I’ve been driving around town — specifically my town, my home town, this town of Iowa City that I so recently moved back to after seven years away. I’ve been driving around town, and I’ve been thinking of how to answer the question posed to me by a friend recently — posed by a lot of people, actually — about what it’s like to be back, and how it’s different from Wyoming. I haven’t had much of an answer for them. I drive more places here. Things are more available and yet strangely more trouble to get, perhaps because the possibility of getting them is easier, and so it seems harder to do without. It is not nearly as sunny. But these didn’t seem like answers. Then yesterday, while not driving, I heard — that is really heard — this Dresden Dolls song [bonus: excellent live version on YouTube].

i’ve been driving around town
with my head spinning around
everywhere i look i see
your ’96 jeep cherokee. . . .

the number of them is insane
every exit’s an
ex-boyfriend memory lane
every major street’s
a minor heart attack. . . .

The singer is talking about being haunted by an old relationship in the form of a Jeep. Coming back to your home town is just like that, except that instead of a single relationship, it’s almost everything that happened in the first twenty-seven years of your life, and instead of a Jeep, it’s every fucking house and building and alley and tree you pass.

It’s not all bad. I’ve had many good times in this town — more good than bad, on the whole. But it’s all so there. It’s like having an Advent calendar where every day you open a door, but instead of an unknown surprise you get the surprise of recognition, the thing you’ve known but not thought about, or the thing you used to know but don’t quite any more because the color has changed, or the thing that you keep trying to forget. Everyone drives the same truck, but of course it’s not the same truck, because though they all remind you of the truck, none of them is it. Even the truck itself is no longer the truck it once was. And yet they all have an emotional impact like being hit by a truck. There’s philosophy in all of this, of course — the pleasure of recognition and the same river twice and something about reality and illusion and the idea of objects and memory and maybe even mechanical reproduction and other things that I don’t really understand because I never actually studied philosophy or literary theory and all I got out of reading Foucault is people have come up with some pretty appalling ways to treat other human beings.

But I’m a primary text kind of girl, and this city seems to be my primary text, for all that it changes.

When she was pregnant with me, my mother spent a lot of time in this city trying to pin down a text about a river. (That the irony and the symbolism of this is only now striking me is perhaps as good an argument as any for why we must come back over and over to these texts before they exhaust what they have to teach us.) The river was the Mississippi; the text was Mark Twain’s Life on the Mississippi. Her job was to find every version of the text she could and figure out whether Twain meant to use a semi colon or a comma, whether he preferred school house or school-house or schoolhouse, whether he meant blackness or darkness. The result was this three volume behemoth that you can get from the University of Iowa library (it was supposed to be published as part of a big project, but the big project ran out of money). She found out — or decided — what Twain meant to write in all those instances, and now that text is fixed, very much unlike the river he wrote about, which, as he acknowledged, was changing even as he wrote.

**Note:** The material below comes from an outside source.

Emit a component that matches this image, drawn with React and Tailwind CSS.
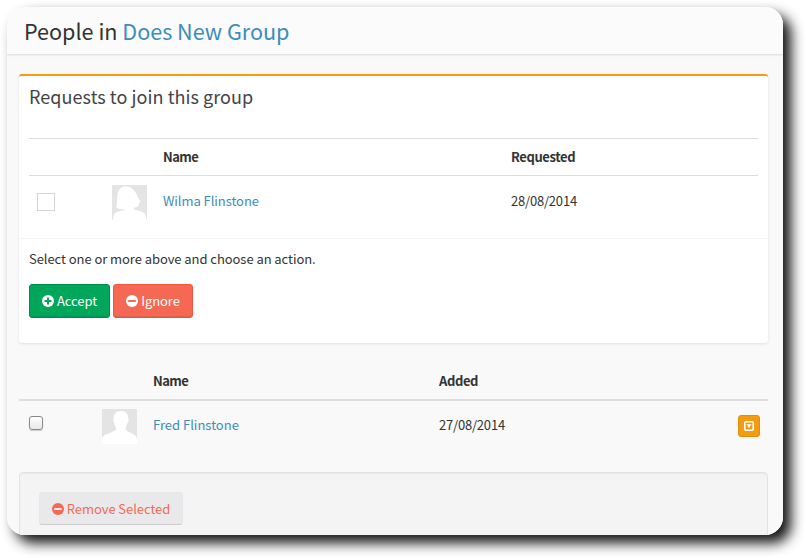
function CircleIcon({ plus, hole }) {
  return (
    <svg viewBox="0 0 12 12" className="h-3 w-3 shrink-0">
      <circle cx="6" cy="6" r="6" fill="currentColor" />
      <path d={plus ? 'M2.5 6H9.5M6 2.5V9.5' : 'M2.2 6H9.8'} stroke={hole} strokeWidth="2" />
    </svg>
  );
}

function Avatar({ female }) {
  return (
    <svg viewBox="0 0 35 35" className="h-[35px] w-[35px] shrink-0">
      <rect width="35" height="35" fill="#e4e4e4" />
      {female ? (
        <path
          fill="#fff"
          d="M9 2.8C11 1 17 .9 19.5 3C22.5 5.5 24.5 8.5 25.5 11.5C26.2 13.4 27.5 14.6 28.4 15.8C27.8 18 26.5 18.6 26.8 20.5C25.5 22.3 23.5 22.6 21.8 22.6V24C24 25.8 29.5 25.8 32 27.8C33.7 29.5 34.2 32.5 34.5 35H.8C1.1 31 2 28.5 4.7 27C8 25.6 11.5 25.9 12.8 24.7L12.5 24.2C9.5 24.6 5.5 24.2 4 22C5.3 20 5 16 5.2 12C5.4 8 6.6 5 9 2.8Z"
        />
      ) : (
        <path
          fill="#fff"
          d="M19 2C23.7 2 26.5 5 26.2 9.5C27 10.5 26.5 13.5 25.4 14C24.9 16 24.2 17.6 23.7 18.3V20.5C25 23 30.5 24 33.2 26.5C34.3 28 34.7 29.5 35 30.5V35H0V29.5C1 25.8 6 24.6 9 23.4C12 22.4 13.6 21.5 14.2 20.3V18.5C13.1 17.3 12.6 15.5 12.4 14C11.1 13 11 10.5 11.7 9.5C11.5 5 14 2 19 2Z"
        />
      )}
    </svg>
  );
}

export default function App() {
  return (
    <div className="h-[558px] w-[806px] overflow-hidden bg-white pl-[7px] pt-[7px] font-['Noto_Sans_CJK_SC',sans-serif] text-[13px] leading-5 tracking-[-0.06px] text-[#333]">
      <div className="h-[528px] w-[776px] rounded-[18px] shadow-[8px_8px_13px_#151515]">
        <div className="flex h-full flex-col overflow-hidden rounded-[18px] bg-[#f9f9f9]">
          <header className="z-10 flex h-[47px] shrink-0 items-center bg-[#fbfbfb] pl-[17px] pt-px shadow-[0_1px_2px_rgba(0,0,0,0.13)]">
            <h1 className="whitespace-pre text-[21.6px] leading-6 tracking-[-0.01px]">
              People in <a className="text-[#3c8dbc]">Does New Group</a>
            </h1>
          </header>

          <main className="flex flex-col pl-3 pr-[15px] pt-5">
            <section className="h-[269px] rounded-[3px] border-t-2 border-[#f39c12] bg-white shadow-[0_1px_3px_rgba(0,0,0,0.1)]">
              <div className="h-[62px] px-[10px] pt-2 text-[18px] leading-6 tracking-[0.06px] text-[#444]">Requests to join this group</div>
              <div className="mx-[10px] border-t border-[#ddd]">
                <div className="flex h-[37px] items-center border-b border-[#ddd] font-bold tracking-[-0.4px]">
                  <span className="ml-[134px] w-[348px] tracking-[-0.6px]">Name</span>
                  <span>Requested</span>
                </div>
                <div className="flex h-[62px] items-start">
                  <span className="ml-2 mt-[17px] h-[18px] w-[18px] border border-[#d5d5d5] bg-white" />
                  <span className="ml-[57px] mt-[9px]"><Avatar female /></span>
                  <a className="ml-4 mt-[15px] w-[348px] text-[#3c8dbc]">Wilma Flinstone</a>
                  <span className="mt-[15px] tracking-[-0.2px]">28/08/2014</span>
                </div>
              </div>
              <div className="border-t border-[#f4f4f4] px-[10px] pt-[10px]">
                <p>Select one or more above and choose an action.</p>
                <div className="mt-[15px] flex gap-[3px]">
                  <button className="flex h-[34px] w-[81px] items-center justify-center gap-[3px] rounded-[3px] border border-[#008d4c] bg-[#00a65a] text-white shadow-[inset_0_-1px_0_rgba(0,0,0,0.09)]">
                    <CircleIcon plus hole="#00a65a" />Accept
                  </button>
                  <button className="flex h-[34px] w-[80px] items-center justify-center gap-[3px] rounded-[3px] border border-[#f4543c] bg-[#f56954] text-white shadow-[inset_0_-1px_0_rgba(0,0,0,0.09)]">
                    <CircleIcon hole="#f56954" />Ignore
                  </button>
                </div>
              </div>
            </section>

            <section className="mt-5">
              <div className="flex h-[38px] items-center border-b-2 border-[#ddd] font-bold tracking-[-0.4px]">
                <span className="ml-[134px] w-[286px] tracking-[-0.6px]">Name</span>
                <span>Added</span>
              </div>
              <div className="flex h-[71px] items-start">
                <span className="ml-[10px] mt-[15px] h-[14px] w-[14px] rounded-[3px] border border-[#888] bg-linear-to-b from-white to-[#e8e8e8] shadow-[0_1px_1px_#ccc]" />
                <span className="ml-[59px] mt-2"><Avatar /></span>
                <a className="ml-4 mt-[14px] w-[286px] tracking-normal text-[#3c8dbc]">Fred Flinstone</a>
                <span className="mt-[14px] tracking-[-0.2px]">27/08/2014</span>
                <button className="ml-auto mr-2 mt-[14px] flex h-[22px] w-[22px] items-center justify-center rounded-[3px] border border-[#e08e0b] bg-[#f39c12] text-white">
                  <svg viewBox="0 0 10 10" className="h-[10px] w-[10px]" fill="none">
                    <rect x=".8" y=".8" width="8.4" height="8.4" rx="1" stroke="currentColor" strokeWidth="1.6" />
                    <path d="M2.5 3.3H7.5L5 6.9Z" fill="currentColor" />
                  </svg>
                </button>
              </div>
            </section>

            <section className="h-[90px] rounded-t-[4px] border border-[#e3e3e3] bg-[#f4f4f4] pl-[19px] pt-[19px] shadow-[inset_0_1px_1px_rgba(0,0,0,0.05)]">
              <button className="flex h-[33px] w-[144px] items-center justify-center gap-[3px] rounded-[3px] border border-b-[#ccc] border-x-[#e7e7e9] border-t-[#e7e7e9] bg-[#e9e9eb] text-[#f56954]">
                <CircleIcon hole="#e9e9eb" />Remove Selected
              </button>
            </section>
          </main>
        </div>
      </div>
    </div>
  );
}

My town has a river that feeds into the Mississippi, and like the Mississippi, it has changed. And it has changed my town, flooding badly twice in my life, once in the summer of 1993, when I lived here, and once just a few years ago, when I was in Wyoming. That second flood in particular changed things. The whole music and art complex at the University was flooded, and many of those departments are still in temporary quarters, some of which have become semi-permanent. The buildings are still there, but they may never again be the buildings I used to run around in as a kid, pounding on pianos and reading the graffiti in open practice rooms and writing melodies on the chalkboards pre-printed with musical staffs.

The old houses around downtown that have been divided up into apartments are still there, but I can no longer aspire to be a twentysomething graduate student living in one of them, because I’ve done that, and I am older now, and changed.

So I just drive around, looking at the houses where I once knew people and the buildings I once ran around in and the things that ought to be there that aren’t there any more and the things that never were there that have now appeared. And I run into people whom I knew, or who knew me, or know my mother, whose lives intersected with mine back when both our lives were different. And people say to me, “Oh, small world!” or sometimes, “Small town,” and those are true, of course, but the feeling is not that. It’s that I’m continually surprised that the past is not prologue, as someone in Shakespeare said, or not just prologue. It is also present.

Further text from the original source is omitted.